• **Short problem**:
Each line containing the word "React" must be collected.

-*-*-

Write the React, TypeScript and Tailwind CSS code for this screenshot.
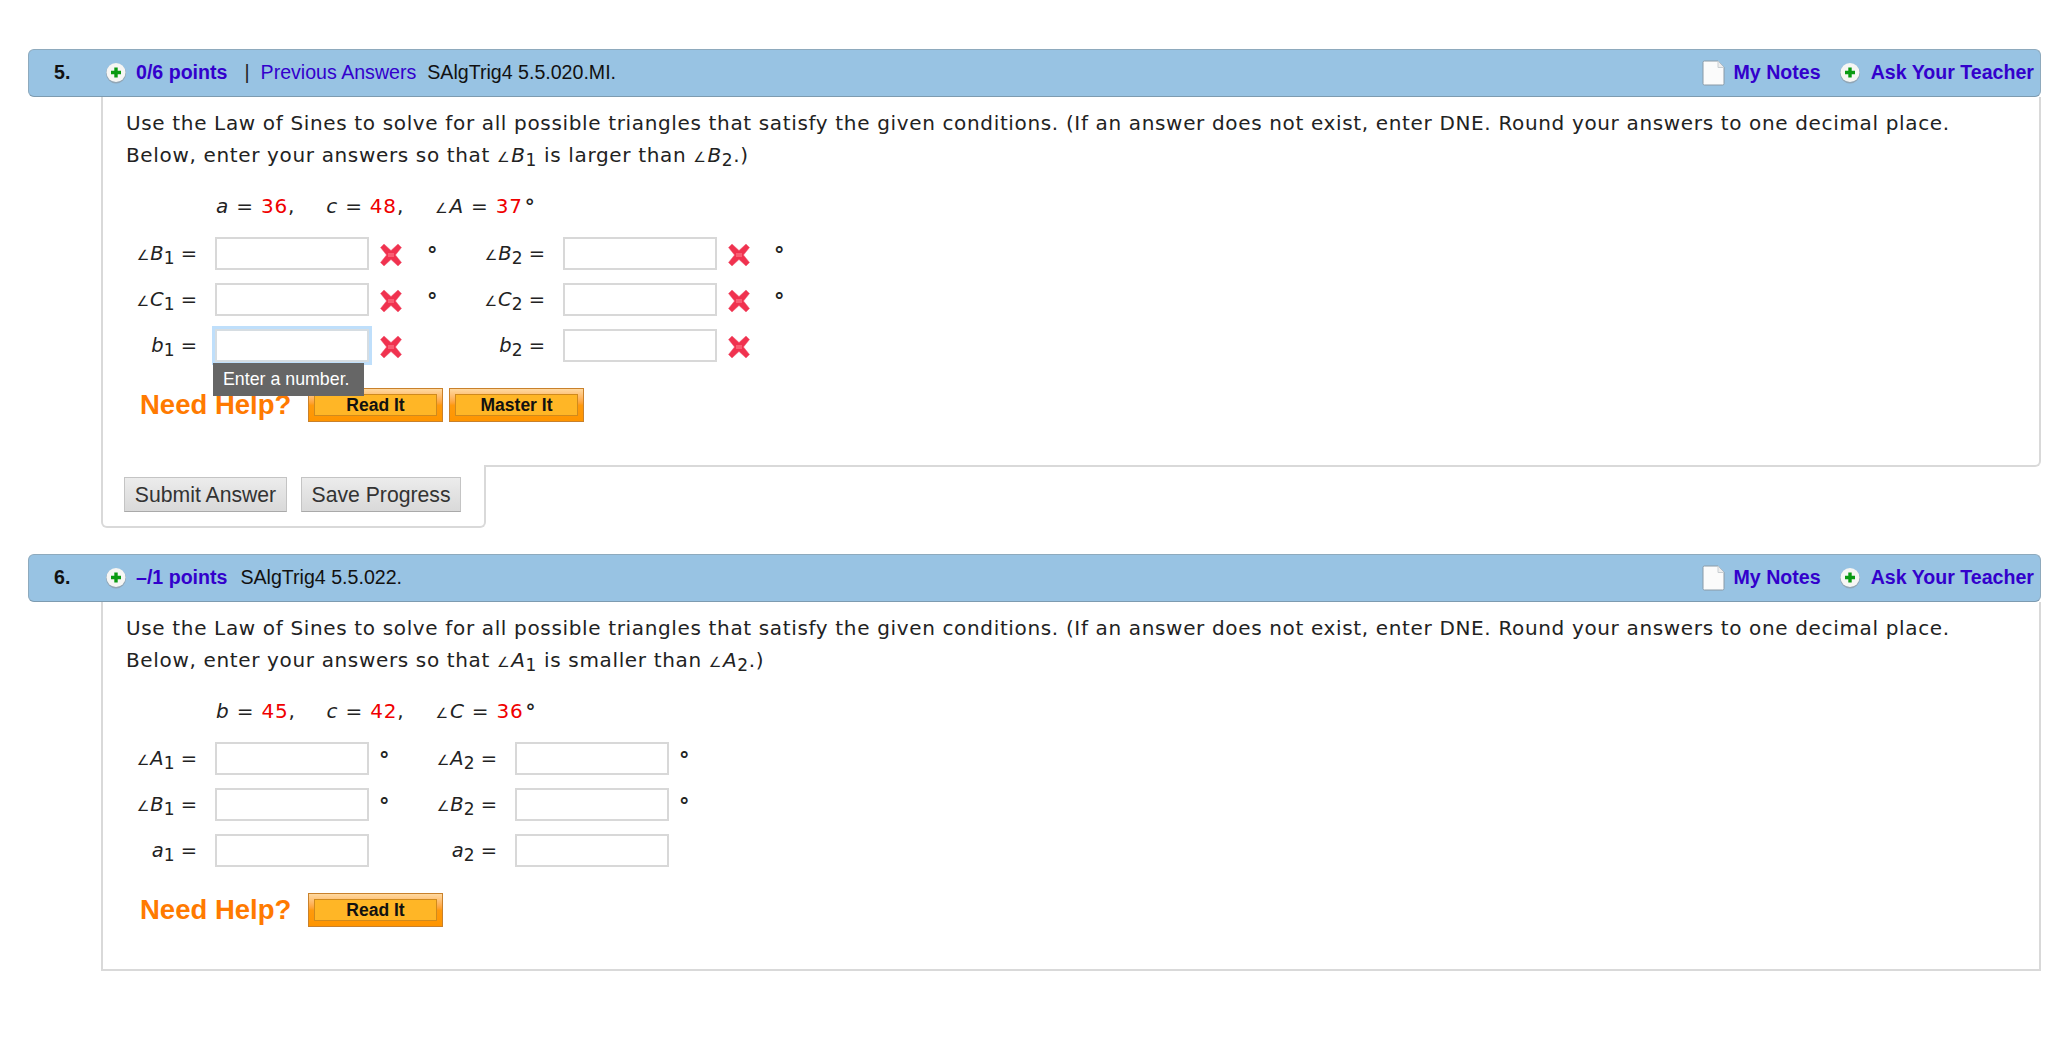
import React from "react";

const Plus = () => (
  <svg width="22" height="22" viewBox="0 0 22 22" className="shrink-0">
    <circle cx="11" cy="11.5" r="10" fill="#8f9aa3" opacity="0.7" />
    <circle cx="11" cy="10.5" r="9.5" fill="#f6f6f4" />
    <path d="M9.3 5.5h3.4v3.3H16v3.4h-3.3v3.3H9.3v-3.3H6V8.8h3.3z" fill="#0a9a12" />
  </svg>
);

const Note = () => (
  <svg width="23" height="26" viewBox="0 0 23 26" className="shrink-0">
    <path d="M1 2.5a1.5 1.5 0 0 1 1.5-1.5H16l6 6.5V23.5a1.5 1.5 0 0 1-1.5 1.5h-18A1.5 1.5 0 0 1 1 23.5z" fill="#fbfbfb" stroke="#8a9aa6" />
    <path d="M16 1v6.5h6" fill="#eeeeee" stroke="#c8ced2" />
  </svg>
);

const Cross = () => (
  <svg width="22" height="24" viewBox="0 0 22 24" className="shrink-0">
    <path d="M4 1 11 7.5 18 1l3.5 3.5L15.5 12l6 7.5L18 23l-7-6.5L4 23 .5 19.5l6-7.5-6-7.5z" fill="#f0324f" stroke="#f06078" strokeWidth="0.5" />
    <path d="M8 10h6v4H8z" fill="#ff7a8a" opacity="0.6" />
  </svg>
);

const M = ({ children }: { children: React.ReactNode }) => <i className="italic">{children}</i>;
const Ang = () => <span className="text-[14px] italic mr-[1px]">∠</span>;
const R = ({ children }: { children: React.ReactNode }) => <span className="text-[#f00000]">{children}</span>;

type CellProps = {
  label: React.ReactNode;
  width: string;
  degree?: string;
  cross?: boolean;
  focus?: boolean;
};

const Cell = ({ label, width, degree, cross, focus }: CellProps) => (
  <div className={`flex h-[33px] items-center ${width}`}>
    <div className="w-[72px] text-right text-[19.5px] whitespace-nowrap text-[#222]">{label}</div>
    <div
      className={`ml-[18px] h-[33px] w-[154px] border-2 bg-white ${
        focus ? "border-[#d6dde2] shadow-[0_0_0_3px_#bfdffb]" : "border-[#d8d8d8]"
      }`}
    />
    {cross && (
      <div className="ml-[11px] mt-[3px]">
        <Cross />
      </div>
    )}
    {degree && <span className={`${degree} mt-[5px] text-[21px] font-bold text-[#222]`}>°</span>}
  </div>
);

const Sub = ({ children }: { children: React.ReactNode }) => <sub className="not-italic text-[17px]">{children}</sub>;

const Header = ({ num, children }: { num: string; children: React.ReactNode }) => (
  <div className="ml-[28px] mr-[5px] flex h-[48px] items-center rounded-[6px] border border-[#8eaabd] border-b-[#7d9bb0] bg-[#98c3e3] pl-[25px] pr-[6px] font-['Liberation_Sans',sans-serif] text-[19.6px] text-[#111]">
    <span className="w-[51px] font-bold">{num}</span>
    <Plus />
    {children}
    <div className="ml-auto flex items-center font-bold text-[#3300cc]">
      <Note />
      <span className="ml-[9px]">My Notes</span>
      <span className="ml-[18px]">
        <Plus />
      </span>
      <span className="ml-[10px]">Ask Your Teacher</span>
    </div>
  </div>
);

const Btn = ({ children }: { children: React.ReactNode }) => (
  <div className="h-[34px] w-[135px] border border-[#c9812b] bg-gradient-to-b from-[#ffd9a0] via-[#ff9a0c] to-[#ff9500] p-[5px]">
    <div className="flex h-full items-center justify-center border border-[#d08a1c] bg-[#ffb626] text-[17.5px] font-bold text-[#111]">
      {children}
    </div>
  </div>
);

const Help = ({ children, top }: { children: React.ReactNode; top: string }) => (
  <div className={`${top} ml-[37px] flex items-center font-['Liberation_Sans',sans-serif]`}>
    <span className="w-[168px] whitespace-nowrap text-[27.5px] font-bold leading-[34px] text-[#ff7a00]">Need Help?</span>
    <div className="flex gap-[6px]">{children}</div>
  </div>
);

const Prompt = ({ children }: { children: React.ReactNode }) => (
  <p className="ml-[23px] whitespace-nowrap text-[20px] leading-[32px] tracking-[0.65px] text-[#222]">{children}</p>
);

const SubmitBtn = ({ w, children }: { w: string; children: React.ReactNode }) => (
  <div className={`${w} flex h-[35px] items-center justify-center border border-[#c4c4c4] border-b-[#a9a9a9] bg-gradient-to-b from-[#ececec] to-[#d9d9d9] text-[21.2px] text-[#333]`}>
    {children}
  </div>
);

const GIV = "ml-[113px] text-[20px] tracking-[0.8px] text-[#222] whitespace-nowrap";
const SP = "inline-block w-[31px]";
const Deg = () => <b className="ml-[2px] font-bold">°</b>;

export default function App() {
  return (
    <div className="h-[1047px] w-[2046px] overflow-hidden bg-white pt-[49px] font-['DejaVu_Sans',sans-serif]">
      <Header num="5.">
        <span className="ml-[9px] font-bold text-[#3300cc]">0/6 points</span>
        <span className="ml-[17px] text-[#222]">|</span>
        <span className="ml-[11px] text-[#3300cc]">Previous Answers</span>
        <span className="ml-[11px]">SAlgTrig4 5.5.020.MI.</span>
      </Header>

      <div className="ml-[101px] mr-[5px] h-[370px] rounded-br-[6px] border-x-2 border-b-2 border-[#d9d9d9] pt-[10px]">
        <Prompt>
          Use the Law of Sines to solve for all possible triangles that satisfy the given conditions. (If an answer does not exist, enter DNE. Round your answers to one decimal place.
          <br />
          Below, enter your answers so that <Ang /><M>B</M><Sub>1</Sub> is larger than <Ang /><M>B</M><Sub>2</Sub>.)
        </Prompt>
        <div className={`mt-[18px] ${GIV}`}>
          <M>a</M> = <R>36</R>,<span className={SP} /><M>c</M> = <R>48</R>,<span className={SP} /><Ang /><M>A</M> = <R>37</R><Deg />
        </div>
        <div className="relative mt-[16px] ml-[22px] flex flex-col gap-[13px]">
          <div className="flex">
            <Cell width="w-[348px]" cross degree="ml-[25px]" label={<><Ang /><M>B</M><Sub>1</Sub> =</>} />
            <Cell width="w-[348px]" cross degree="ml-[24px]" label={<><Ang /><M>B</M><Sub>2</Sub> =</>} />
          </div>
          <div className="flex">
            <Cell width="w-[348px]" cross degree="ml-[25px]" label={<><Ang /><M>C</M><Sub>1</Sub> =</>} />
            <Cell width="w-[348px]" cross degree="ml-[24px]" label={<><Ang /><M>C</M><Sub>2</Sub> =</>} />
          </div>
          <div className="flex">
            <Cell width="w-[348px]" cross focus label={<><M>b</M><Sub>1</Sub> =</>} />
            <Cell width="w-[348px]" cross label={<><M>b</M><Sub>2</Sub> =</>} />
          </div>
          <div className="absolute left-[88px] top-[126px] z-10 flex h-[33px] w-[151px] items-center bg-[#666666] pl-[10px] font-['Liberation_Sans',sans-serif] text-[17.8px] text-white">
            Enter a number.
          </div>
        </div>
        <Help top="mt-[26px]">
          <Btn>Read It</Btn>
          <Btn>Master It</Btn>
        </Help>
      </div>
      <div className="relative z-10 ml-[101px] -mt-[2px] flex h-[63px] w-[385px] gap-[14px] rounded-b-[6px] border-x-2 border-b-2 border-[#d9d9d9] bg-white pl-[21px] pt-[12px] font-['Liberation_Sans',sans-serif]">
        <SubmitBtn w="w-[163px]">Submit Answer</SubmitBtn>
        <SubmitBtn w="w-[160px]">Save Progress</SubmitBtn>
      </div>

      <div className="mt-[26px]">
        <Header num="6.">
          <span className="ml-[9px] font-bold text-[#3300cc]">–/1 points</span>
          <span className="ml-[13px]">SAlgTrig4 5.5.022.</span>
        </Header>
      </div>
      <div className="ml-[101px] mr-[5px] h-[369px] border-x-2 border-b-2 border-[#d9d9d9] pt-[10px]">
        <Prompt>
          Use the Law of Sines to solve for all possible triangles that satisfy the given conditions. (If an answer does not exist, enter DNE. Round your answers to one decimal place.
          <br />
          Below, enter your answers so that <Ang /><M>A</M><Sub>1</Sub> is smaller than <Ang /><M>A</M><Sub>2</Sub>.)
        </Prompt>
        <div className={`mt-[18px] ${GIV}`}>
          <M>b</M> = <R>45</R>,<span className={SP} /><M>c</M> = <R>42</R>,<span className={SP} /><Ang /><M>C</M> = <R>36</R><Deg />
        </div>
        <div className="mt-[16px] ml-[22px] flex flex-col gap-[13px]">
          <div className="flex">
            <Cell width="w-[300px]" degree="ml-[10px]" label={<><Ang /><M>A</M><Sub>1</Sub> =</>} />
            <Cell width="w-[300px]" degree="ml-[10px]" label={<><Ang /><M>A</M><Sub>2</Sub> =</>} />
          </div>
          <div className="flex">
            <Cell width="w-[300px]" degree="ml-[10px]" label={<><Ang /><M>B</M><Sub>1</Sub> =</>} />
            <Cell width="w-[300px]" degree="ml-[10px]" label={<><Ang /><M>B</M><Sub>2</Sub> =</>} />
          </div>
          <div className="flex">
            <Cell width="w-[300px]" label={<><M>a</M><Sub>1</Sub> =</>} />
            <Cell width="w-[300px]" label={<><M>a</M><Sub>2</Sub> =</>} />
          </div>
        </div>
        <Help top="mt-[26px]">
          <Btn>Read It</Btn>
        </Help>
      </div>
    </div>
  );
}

-*-*-

• **Worked answer**:
Write the React, TypeScript and Tailwind CSS code for this screenshot.
import React from "react";
const M = ({ children }: { children: React.ReactNode }) => <i className="italic">{children}</i>;
const R = ({ children }: { children: React.ReactNode }) => <span className="text-[#f00000]">{children}</span>;
  label: React.ReactNode;
const Sub = ({ children }: { children: React.ReactNode }) => <sub className="not-italic text-[17px]">{children}</sub>;
const Header = ({ num, children }: { num: string; children: React.ReactNode }) => (
const Btn = ({ children }: { children: React.ReactNode }) => (
const Help = ({ children, top }: { children: React.ReactNode; top: string }) => (
const Prompt = ({ children }: { children: React.ReactNode }) => (
const SubmitBtn = ({ w, children }: { w: string; children: React.ReactNode }) => (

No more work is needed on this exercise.